Written task: Reproduce each line of the listing exactly.
* start *
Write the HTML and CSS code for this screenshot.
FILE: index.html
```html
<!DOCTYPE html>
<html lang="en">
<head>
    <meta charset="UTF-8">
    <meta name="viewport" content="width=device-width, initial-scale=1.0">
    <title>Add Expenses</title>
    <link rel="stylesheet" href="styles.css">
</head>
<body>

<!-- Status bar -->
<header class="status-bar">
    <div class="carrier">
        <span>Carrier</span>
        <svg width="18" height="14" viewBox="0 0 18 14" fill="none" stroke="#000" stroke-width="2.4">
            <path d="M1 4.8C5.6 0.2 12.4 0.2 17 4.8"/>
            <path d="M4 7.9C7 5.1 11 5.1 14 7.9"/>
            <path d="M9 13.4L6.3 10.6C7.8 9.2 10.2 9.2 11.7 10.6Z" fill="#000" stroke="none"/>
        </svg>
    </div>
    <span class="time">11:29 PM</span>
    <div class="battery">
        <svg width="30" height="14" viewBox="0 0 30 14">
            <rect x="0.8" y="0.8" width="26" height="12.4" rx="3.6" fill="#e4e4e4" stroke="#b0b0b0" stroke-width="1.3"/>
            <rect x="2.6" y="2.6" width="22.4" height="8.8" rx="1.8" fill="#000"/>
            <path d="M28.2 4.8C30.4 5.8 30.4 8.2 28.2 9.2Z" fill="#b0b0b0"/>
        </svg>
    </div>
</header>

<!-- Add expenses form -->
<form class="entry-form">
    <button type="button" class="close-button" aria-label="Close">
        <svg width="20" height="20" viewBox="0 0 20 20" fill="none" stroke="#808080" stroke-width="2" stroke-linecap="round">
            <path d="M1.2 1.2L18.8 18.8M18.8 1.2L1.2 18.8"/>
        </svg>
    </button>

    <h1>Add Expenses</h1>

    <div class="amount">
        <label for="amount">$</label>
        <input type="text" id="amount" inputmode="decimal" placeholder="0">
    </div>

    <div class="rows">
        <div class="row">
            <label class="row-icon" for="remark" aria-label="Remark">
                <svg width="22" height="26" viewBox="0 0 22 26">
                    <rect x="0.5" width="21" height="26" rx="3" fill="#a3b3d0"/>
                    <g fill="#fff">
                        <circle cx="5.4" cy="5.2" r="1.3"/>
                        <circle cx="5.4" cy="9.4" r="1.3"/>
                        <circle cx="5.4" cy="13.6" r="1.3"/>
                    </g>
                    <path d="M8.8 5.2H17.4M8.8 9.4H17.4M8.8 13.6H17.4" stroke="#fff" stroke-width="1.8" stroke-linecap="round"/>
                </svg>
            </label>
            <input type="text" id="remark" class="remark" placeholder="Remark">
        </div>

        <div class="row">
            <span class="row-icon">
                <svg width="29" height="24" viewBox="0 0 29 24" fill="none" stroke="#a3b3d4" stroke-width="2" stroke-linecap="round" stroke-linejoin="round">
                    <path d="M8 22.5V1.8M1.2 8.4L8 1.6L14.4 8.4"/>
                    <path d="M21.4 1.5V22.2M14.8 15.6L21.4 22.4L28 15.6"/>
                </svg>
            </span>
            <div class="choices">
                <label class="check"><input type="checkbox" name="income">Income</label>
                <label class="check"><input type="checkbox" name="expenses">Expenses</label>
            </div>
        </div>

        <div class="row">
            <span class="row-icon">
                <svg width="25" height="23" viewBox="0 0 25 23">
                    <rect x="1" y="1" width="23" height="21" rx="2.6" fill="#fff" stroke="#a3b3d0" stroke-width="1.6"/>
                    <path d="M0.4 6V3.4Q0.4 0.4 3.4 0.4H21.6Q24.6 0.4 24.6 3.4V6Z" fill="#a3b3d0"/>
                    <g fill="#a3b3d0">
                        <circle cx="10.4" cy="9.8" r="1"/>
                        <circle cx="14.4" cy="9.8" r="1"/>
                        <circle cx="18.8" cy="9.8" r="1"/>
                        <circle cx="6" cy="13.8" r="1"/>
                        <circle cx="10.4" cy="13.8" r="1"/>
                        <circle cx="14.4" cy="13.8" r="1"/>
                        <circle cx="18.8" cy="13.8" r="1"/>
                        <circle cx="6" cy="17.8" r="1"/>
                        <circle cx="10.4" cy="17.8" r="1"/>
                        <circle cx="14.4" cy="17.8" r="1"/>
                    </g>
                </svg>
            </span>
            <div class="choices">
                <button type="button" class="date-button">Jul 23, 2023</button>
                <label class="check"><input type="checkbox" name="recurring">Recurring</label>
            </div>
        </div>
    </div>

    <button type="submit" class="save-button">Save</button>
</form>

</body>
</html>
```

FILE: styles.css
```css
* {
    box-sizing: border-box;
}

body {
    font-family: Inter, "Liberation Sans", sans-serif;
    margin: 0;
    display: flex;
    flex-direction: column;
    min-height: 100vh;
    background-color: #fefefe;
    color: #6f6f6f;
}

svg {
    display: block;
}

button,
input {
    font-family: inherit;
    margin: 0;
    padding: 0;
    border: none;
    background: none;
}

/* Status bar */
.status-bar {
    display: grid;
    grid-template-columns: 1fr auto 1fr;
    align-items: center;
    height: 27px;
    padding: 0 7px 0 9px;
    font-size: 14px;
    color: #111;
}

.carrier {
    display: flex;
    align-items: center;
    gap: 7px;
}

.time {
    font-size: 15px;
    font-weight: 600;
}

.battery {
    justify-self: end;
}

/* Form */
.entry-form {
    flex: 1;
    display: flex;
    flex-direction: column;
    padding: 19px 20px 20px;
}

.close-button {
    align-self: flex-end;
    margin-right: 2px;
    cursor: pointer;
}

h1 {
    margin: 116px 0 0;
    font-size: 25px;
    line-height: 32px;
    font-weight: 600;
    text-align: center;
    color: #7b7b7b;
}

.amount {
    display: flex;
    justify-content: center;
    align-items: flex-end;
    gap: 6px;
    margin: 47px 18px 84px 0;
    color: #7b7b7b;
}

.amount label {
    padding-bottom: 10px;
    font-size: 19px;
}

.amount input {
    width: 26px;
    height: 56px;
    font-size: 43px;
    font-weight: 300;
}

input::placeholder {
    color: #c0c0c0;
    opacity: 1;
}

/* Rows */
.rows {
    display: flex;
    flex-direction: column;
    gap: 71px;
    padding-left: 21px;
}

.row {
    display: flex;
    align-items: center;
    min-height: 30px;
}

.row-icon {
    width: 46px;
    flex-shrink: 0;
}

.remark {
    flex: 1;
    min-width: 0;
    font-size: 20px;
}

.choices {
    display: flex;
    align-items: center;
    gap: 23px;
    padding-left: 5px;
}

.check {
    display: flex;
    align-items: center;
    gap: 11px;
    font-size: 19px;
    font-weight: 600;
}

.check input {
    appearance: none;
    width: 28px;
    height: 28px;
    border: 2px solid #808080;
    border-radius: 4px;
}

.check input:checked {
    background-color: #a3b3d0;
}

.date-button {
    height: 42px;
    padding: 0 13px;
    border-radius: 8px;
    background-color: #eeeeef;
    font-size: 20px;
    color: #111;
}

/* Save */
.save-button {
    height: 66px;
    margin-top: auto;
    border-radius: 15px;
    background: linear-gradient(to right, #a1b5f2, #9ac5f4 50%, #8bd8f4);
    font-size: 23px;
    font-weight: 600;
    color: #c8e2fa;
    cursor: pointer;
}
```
* end *
Solution for this problem:
Write the HTML and CSS code for this screenshot.
FILE: index.html
```html
<!DOCTYPE html>
<html lang="en">
<head>
    <meta charset="UTF-8">
    <meta name="viewport" content="width=device-width, initial-scale=1.0">
    <title>Add Expenses</title>
    <link rel="stylesheet" href="styles.css">
</head>
<body>

<!-- Status bar -->
<header class="status-bar">
    <div class="carrier">
        <span>Carrier</span>
        <svg width="18" height="14" viewBox="0 0 18 14" fill="none" stroke="#000" stroke-width="2.4">
            <path d="M1 4.8C5.6 0.2 12.4 0.2 17 4.8"/>
            <path d="M4 7.9C7 5.1 11 5.1 14 7.9"/>
            <path d="M9 13.4L6.3 10.6C7.8 9.2 10.2 9.2 11.7 10.6Z" fill="#000" stroke="none"/>
        </svg>
    </div>
    <span class="time">11:29 PM</span>
    <div class="battery">
        <svg width="30" height="14" viewBox="0 0 30 14">
            <rect x="0.8" y="0.8" width="26" height="12.4" rx="3.6" fill="#e4e4e4" stroke="#b0b0b0" stroke-width="1.3"/>
            <rect x="2.6" y="2.6" width="22.4" height="8.8" rx="1.8" fill="#000"/>
            <path d="M28.2 4.8C30.4 5.8 30.4 8.2 28.2 9.2Z" fill="#b0b0b0"/>
        </svg>
    </div>
</header>

<!-- Add expenses form -->
<form class="entry-form">
    <button type="button" class="close-button" aria-label="Close">
        <svg width="20" height="20" viewBox="0 0 20 20" fill="none" stroke="#808080" stroke-width="2" stroke-linecap="round">
            <path d="M1.2 1.2L18.8 18.8M18.8 1.2L1.2 18.8"/>
        </svg>
    </button>

    <h1>Add Expenses</h1>

    <div class="amount">
        <label for="amount">$</label>
        <input type="text" id="amount" inputmode="decimal" placeholder="0">
    </div>

    <div class="rows">
        <div class="row">
            <label class="row-icon" for="remark" aria-label="Remark">
                <svg width="22" height="26" viewBox="0 0 22 26">
                    <rect x="0.5" width="21" height="26" rx="3" fill="#a3b3d0"/>
                    <g fill="#fff">
                        <circle cx="5.4" cy="5.2" r="1.3"/>
                        <circle cx="5.4" cy="9.4" r="1.3"/>
                        <circle cx="5.4" cy="13.6" r="1.3"/>
                    </g>
                    <path d="M8.8 5.2H17.4M8.8 9.4H17.4M8.8 13.6H17.4" stroke="#fff" stroke-width="1.8" stroke-linecap="round"/>
                </svg>
            </label>
            <input type="text" id="remark" class="remark" placeholder="Remark">
        </div>

        <div class="row">
            <span class="row-icon">
                <svg width="29" height="24" viewBox="0 0 29 24" fill="none" stroke="#a3b3d4" stroke-width="2" stroke-linecap="round" stroke-linejoin="round">
                    <path d="M8 22.5V1.8M1.2 8.4L8 1.6L14.4 8.4"/>
                    <path d="M21.4 1.5V22.2M14.8 15.6L21.4 22.4L28 15.6"/>
                </svg>
            </span>
            <div class="choices">
                <label class="check"><input type="checkbox" name="income">Income</label>
                <label class="check"><input type="checkbox" name="expenses">Expenses</label>
            </div>
        </div>

        <div class="row">
            <span class="row-icon">
                <svg width="25" height="23" viewBox="0 0 25 23">
                    <rect x="1" y="1" width="23" height="21" rx="2.6" fill="#fff" stroke="#a3b3d0" stroke-width="1.6"/>
                    <path d="M0.4 6V3.4Q0.4 0.4 3.4 0.4H21.6Q24.6 0.4 24.6 3.4V6Z" fill="#a3b3d0"/>
                    <g fill="#a3b3d0">
                        <circle cx="10.4" cy="9.8" r="1"/>
                        <circle cx="14.4" cy="9.8" r="1"/>
                        <circle cx="18.8" cy="9.8" r="1"/>
                        <circle cx="6" cy="13.8" r="1"/>
                        <circle cx="10.4" cy="13.8" r="1"/>
                        <circle cx="14.4" cy="13.8" r="1"/>
                        <circle cx="18.8" cy="13.8" r="1"/>
                        <circle cx="6" cy="17.8" r="1"/>
                        <circle cx="10.4" cy="17.8" r="1"/>
                        <circle cx="14.4" cy="17.8" r="1"/>
                    </g>
                </svg>
            </span>
            <div class="choices">
                <button type="button" class="date-button">Jul 23, 2023</button>
                <label class="check"><input type="checkbox" name="recurring">Recurring</label>
            </div>
        </div>
    </div>

    <button type="submit" class="save-button">Save</button>
</form>

</body>
</html>
```

FILE: styles.css
```css
* {
    box-sizing: border-box;
}

body {
    font-family: Inter, "Liberation Sans", sans-serif;
    margin: 0;
    display: flex;
    flex-direction: column;
    min-height: 100vh;
    background-color: #fefefe;
    color: #6f6f6f;
}

svg {
    display: block;
}

button,
input {
    font-family: inherit;
    margin: 0;
    padding: 0;
    border: none;
    background: none;
}

/* Status bar */
.status-bar {
    display: grid;
    grid-template-columns: 1fr auto 1fr;
    align-items: center;
    height: 27px;
    padding: 0 7px 0 9px;
    font-size: 14px;
    color: #111;
}

.carrier {
    display: flex;
    align-items: center;
    gap: 7px;
}

.time {
    font-size: 15px;
    font-weight: 600;
}

.battery {
    justify-self: end;
}

/* Form */
.entry-form {
    flex: 1;
    display: flex;
    flex-direction: column;
    padding: 19px 20px 20px;
}

.close-button {
    align-self: flex-end;
    margin-right: 2px;
    cursor: pointer;
}

h1 {
    margin: 116px 0 0;
    font-size: 25px;
    line-height: 32px;
    font-weight: 600;
    text-align: center;
    color: #7b7b7b;
}

.amount {
    display: flex;
    justify-content: center;
    align-items: flex-end;
    gap: 6px;
    margin: 47px 18px 84px 0;
    color: #7b7b7b;
}

.amount label {
    padding-bottom: 10px;
    font-size: 19px;
}

.amount input {
    width: 26px;
    height: 56px;
    font-size: 43px;
    font-weight: 300;
}

input::placeholder {
    color: #c0c0c0;
    opacity: 1;
}

/* Rows */
.rows {
    display: flex;
    flex-direction: column;
    gap: 71px;
    padding-left: 21px;
}

.row {
    display: flex;
    align-items: center;
    min-height: 30px;
}

.row-icon {
    width: 46px;
    flex-shrink: 0;
}

.remark {
    flex: 1;
    min-width: 0;
    font-size: 20px;
}

.choices {
    display: flex;
    align-items: center;
    gap: 23px;
    padding-left: 5px;
}

.check {
    display: flex;
    align-items: center;
    gap: 11px;
    font-size: 19px;
    font-weight: 600;
}

.check input {
    appearance: none;
    width: 28px;
    height: 28px;
    border: 2px solid #808080;
    border-radius: 4px;
}

.check input:checked {
    background-color: #a3b3d0;
}

.date-button {
    height: 42px;
    padding: 0 13px;
    border-radius: 8px;
    background-color: #eeeeef;
    font-size: 20px;
    color: #111;
}

/* Save */
.save-button {
    height: 66px;
    margin-top: auto;
    border-radius: 15px;
    background: linear-gradient(to right, #a1b5f2, #9ac5f4 50%, #8bd8f4);
    font-size: 23px;
    font-weight: 600;
    color: #c8e2fa;
    cursor: pointer;
}
```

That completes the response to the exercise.